Senate Majority Leader Charles Schumer (D-N.Y.) offered fiery criticism of Republicans on Tuesday for efforts around the country to tighten voter laws amid unproven claims made by former President Trump that the 2020 election was stolen.
Schumer, speaking at a Senate Rules Committee meeting on a sweeping elections overhaul bill, accused Republicans of trying to act upon the “big lie that the election was stolen” to “placate” and “please” Trump.
“Unfortunately, the big lie is spreading like a cancer among Republicans. It’s enveloping and consuming the Republican Party, in both houses of Congress,” Schumer said.
Schumer pointed to the likely ousting of Rep. Liz Cheney (R-Wyo.) as House Republican Conference chair. Frustration with Cheney has boiled over among House Republicans after she’s pushed back against Trump’s false claim that the election was stolen.

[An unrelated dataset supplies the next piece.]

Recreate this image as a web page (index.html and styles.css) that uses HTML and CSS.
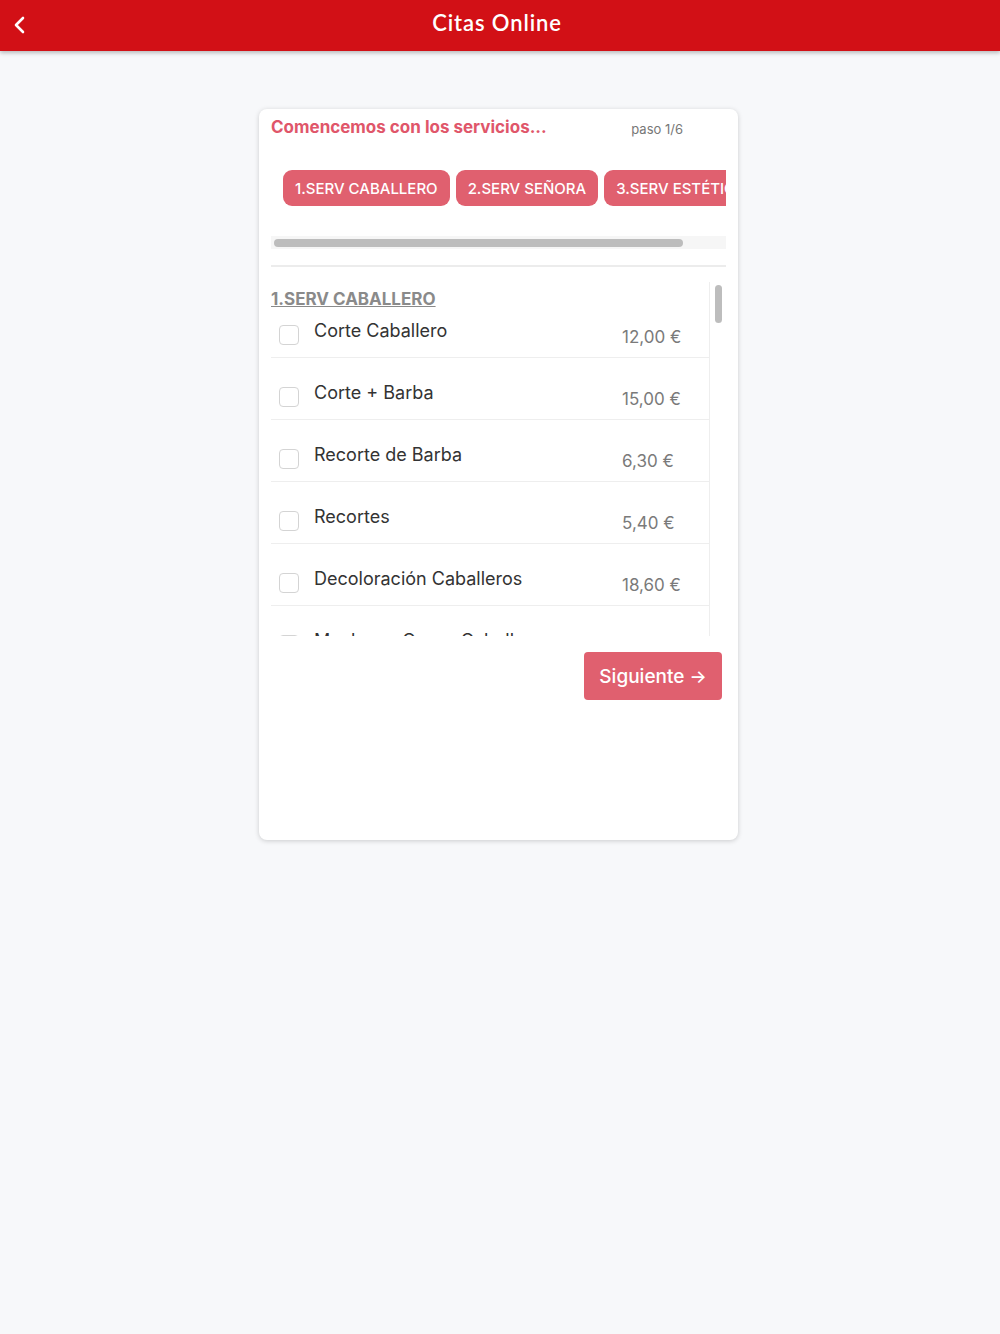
FILE: index.html
```html
<!DOCTYPE html>
<html lang="es">
<head>
    <meta charset="UTF-8">
    <meta name="viewport" content="width=device-width, initial-scale=1.0">
    <title>Citas Online</title>
    <link rel="stylesheet" href="styles.css">
</head>
<body>
    <header class="topbar">
        <button class="back-btn" aria-label="Volver">
            <svg width="14" height="20" viewBox="0 0 14 20"><path d="M10 3 L3 10 L10 17" fill="none" stroke="#fff" stroke-width="2.6" stroke-linecap="round" stroke-linejoin="round"/></svg>
        </button>
        <h1 class="topbar-title">Citas Online</h1>
    </header>

    <main class="page">
        <section class="card">
            <div class="card-head">
                <h2 class="card-title">Comencemos con los servicios...</h2>
                <span class="step">paso 1/6</span>
            </div>

            <div class="tabs-wrap">
                <div class="tabs">
                    <button class="tab">1.SERV CABALLERO</button>
                    <button class="tab">2.SERV SEÑORA</button>
                    <button class="tab">3.SERV ESTÉTICA</button>
                </div>
            </div>
            <div class="hscroll"><div class="hscroll-thumb"></div></div>
            <hr class="divider">

            <div class="list-box">
                <div class="list">
                    <h3 class="group-title">1.SERV CABALLERO</h3>
                    <label class="item">
                        <span class="check"></span>
                        <span class="item-name">Corte Caballero</span>
                        <span class="item-price">12,00 €</span>
                    </label>
                    <label class="item">
                        <span class="check"></span>
                        <span class="item-name">Corte + Barba</span>
                        <span class="item-price">15,00 €</span>
                    </label>
                    <label class="item">
                        <span class="check"></span>
                        <span class="item-name">Recorte de Barba</span>
                        <span class="item-price">6,30 €</span>
                    </label>
                    <label class="item">
                        <span class="check"></span>
                        <span class="item-name">Recortes</span>
                        <span class="item-price">5,40 €</span>
                    </label>
                    <label class="item">
                        <span class="check"></span>
                        <span class="item-name">Decoloración Caballeros</span>
                        <span class="item-price">18,60 €</span>
                    </label>
                    <label class="item">
                        <span class="check"></span>
                        <span class="item-name">Mechas o Canas Caballeros</span>
                        <span class="item-price">24,00 €</span>
                    </label>
                </div>
                <div class="vscroll"><div class="vscroll-thumb"></div></div>
            </div>

            <div class="actions">
                <button class="next-btn">Siguiente <span class="arrow">&rarr;</span></button>
            </div>
        </section>
    </main>
</body>
</html>
```

FILE: styles.css
```css
body {
    margin: 0;
    padding: 0;
    background-color: #f7f8fa;
    font-family: Inter, "Liberation Sans", sans-serif;
    min-height: 1334px;
}

.topbar {
    height: 51px;
    background-color: #d21016;
    box-shadow: 0 2px 4px rgba(0, 0, 0, 0.25);
    display: flex;
    align-items: center;
    justify-content: center;
    position: relative;
}

.back-btn {
    position: absolute;
    left: 10px;
    top: 13px;
    background: none;
    border: none;
    padding: 0;
    width: 20px;
    height: 24px;
    display: flex;
    align-items: center;
    justify-content: center;
}

.topbar-title {
    margin: 0 0 6px;
    color: #fff;
    font-family: Lato, sans-serif;
    font-weight: 600;
    font-size: 22px;
    letter-spacing: 0.9px;
    padding-right: 6px;
}

.page {
    display: flex;
    justify-content: center;
    padding-top: 58px;
}

.card {
    width: 479px;
    height: 731px;
    box-sizing: border-box;
    background: #fff;
    border-radius: 8px;
    box-shadow: 0 1px 5px rgba(0, 0, 0, 0.18);
    padding: 0 12px;
    margin-left: -3px;
}

.card-head {
    display: flex;
    justify-content: space-between;
    align-items: center;
    height: 34px;
    padding-top: 1px;
    padding-right: 43px;
}

.card-title {
    margin: 0;
    color: #e0566a;
    font-size: 17px;
    font-weight: 700;
}

.step {
    color: #777;
    font-size: 13px;
    padding-top: 4px;
}

.tabs-wrap {
    overflow: hidden;
    padding: 26px 0 0 12px;
}

.tabs {
    display: flex;
    gap: 5px;
    width: max-content;
}

.tab {
    height: 36px;
    padding: 0 12px;
    background-color: #e0606f;
    color: #fff;
    border: none;
    border-radius: 9px;
    font-family: Inter, "Liberation Sans", sans-serif;
    font-size: 15px;
    font-weight: 500;
}

.tab + .tab {
    margin-left: 1px;
}

.hscroll {
    margin-top: 30px;
    height: 13px;
    background: #f6f6f6;
    display: flex;
    align-items: center;
    padding-left: 3px;
}

.hscroll-thumb {
    width: 409px;
    height: 8px;
    border-radius: 4px;
    background: #bdbdbd;
}

.divider {
    margin: 16px 0 0;
    border: none;
    border-top: 2px solid #ececec;
}

.list-box {
    display: flex;
    height: 354px;
    margin-top: 15px;
}

.list {
    flex: 1;
    overflow: hidden;
}

.group-title {
    margin: 7px 0 0;
    font-size: 17px;
    font-weight: 700;
    color: #8a8a8a;
    text-decoration: underline;
    line-height: 20px;
}

.item {
    display: flex;
    align-items: flex-end;
    box-sizing: border-box;
    height: 62px;
    border-bottom: 1px solid #eeeeee;
}

.item:first-of-type {
    height: 49px;
}

.check {
    width: 18px;
    height: 18px;
    border: 1px solid #d4d4d4;
    border-radius: 4px;
    margin: 0 0 12px 8px;
    flex-shrink: 0;
}

.item-name {
    margin: 0 0 15px 15px;
    font-size: 18px;
    line-height: 22px;
    color: #333;
    width: 308px;
}

.item-price {
    font-size: 17px;
    line-height: 20px;
    color: #7a7a7a;
    margin-bottom: 10px;
}

.vscroll {
    width: 16px;
    border-left: 1px solid #eeeeee;
    display: flex;
    justify-content: center;
    padding-top: 3px;
}

.vscroll-thumb {
    width: 7px;
    height: 38px;
    border-radius: 4px;
    background: #bdbdbd;
}

.actions {
    display: flex;
    justify-content: flex-end;
    padding: 16px 4px 0 0;
}

.next-btn {
    width: 138px;
    height: 48px;
    background-color: #e0606f;
    color: #fff;
    border: none;
    border-radius: 4px;
    font-family: Inter, "Liberation Sans", sans-serif;
    font-size: 19px;
    font-weight: 500;
}

.arrow {
    font-size: 18px;
}
```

“Liz Cheney spoke truth to power, and for that, she’s being fired,” Schumer said.
Schumer also criticized Republicans for not pushing back against state laws that add restrictions on the ability to vote.
“Every Republican in this room knows Joe Biden won the election fair and square. Every Republican knows that Donald Trump perpetrated the big lie. But the price of admission in today’s Republican Party is silence in the face of provable lies,” Schumer said.
The Senate Rules Committee is set to vote on a sweeping bill to overhaul elections that has divided Congress along party lines.
The Senate standoff comes as numerous state legislatures across the country have introduced legislation to place restrictions on voting in the wake of the 2020 election, which Trump and his allies have falsely claimed was stolen. Dozens of challenges from Trump’s legal team were dismissed by the courts, however, and election experts have said there is no evidence of widespread fraud.
The Brennan Center for Justice found that as of March 24, legislatures have introduced 361 bills with “restrictive provisions” in 47 states.
“In democracy, when you lose an election, you try to persuade more voters to vote for you. You don’t try to ban the other side from voting. That’s what [Viktor] Orban does, that’s what [Recep Tayyip] Erdoğan does, that’s what dictators do,” Schumer said on Tuesday, referring to the leaders of Hungary and Turkey.
He added that the state laws “carry the stench of impression, the smell of bigotry.”
But Senate Minority Leader Mitch McConnell (R-Ky.), speaking at the Rules Committee hearing, argued that the Democratic bill was “cooked up” after the 2016 election, when Trump defeated then-Democratic presidential nominee Hillary Clinton.
“The truth is quite simple: Our Democracy is not in crisis and we aren’t going to let one party take over our democracy under the false pretense of saving it,” McConnell said.
“None of the shifting made up rationales for this sweeping set of changes hold any water at all,” McConnell added.